Real-World Applications
Common applications include:
- Leaderboards
- Streaming medians
- Quantile computation
- Percentile dashboards
- Market-data ranking
- Recommendation systems
- Search result ranking
- Scheduling systems
Any system that frequently asks:
What position is this item?
can benefit.
Complexity Analysis
Assuming a balanced tree:
| Operation | Complexity |
|---|---|
| Search | O(log n) |
| Insert | O(log n) |
| Delete | O(log n) |
| Rank | O(log n) |
| Select | O(log n) |
| Median | O(log n) |
| Percentile | O(log n) |
Space complexity:
O(n)
with one additional integer per node.
Common Mistakes
A common mistake is forgetting to update subtree sizes after rotations. Any balancing operation that changes structure must recompute affected sizes.
Another mistake is confusing zero-based and one-based ranks. Define the convention clearly and apply it consistently.
A third mistake is assuming order statistics require a specialized tree. In practice, they are usually implemented by augmenting an existing balanced tree.
Finally, some implementations compute subtree sizes recursively during queries. This defeats the purpose of the augmentation. Sizes should be stored and maintained incrementally.
Takeaway
Order statistics trees extend balanced search trees with subtree-size information, enabling efficient rank and selection operations.

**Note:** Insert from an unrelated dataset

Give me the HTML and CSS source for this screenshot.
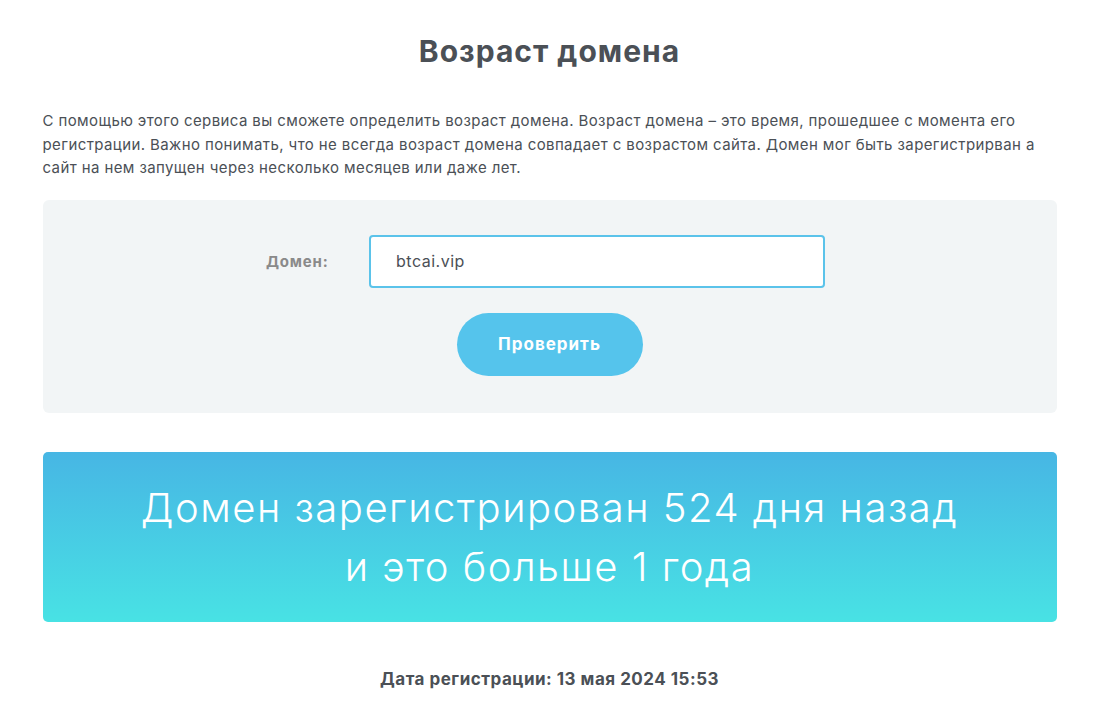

By maintaining the number of nodes in every subtree, they can locate the k-th smallest element, compute ranks, answer percentile queries, and maintain dynamic leaderboards in logarithmic time. They demonstrate one of the most powerful ideas in data-structure design: augmenting an existing structure with carefully chosen metadata can unlock entirely new capabilities without changing its fundamental organization.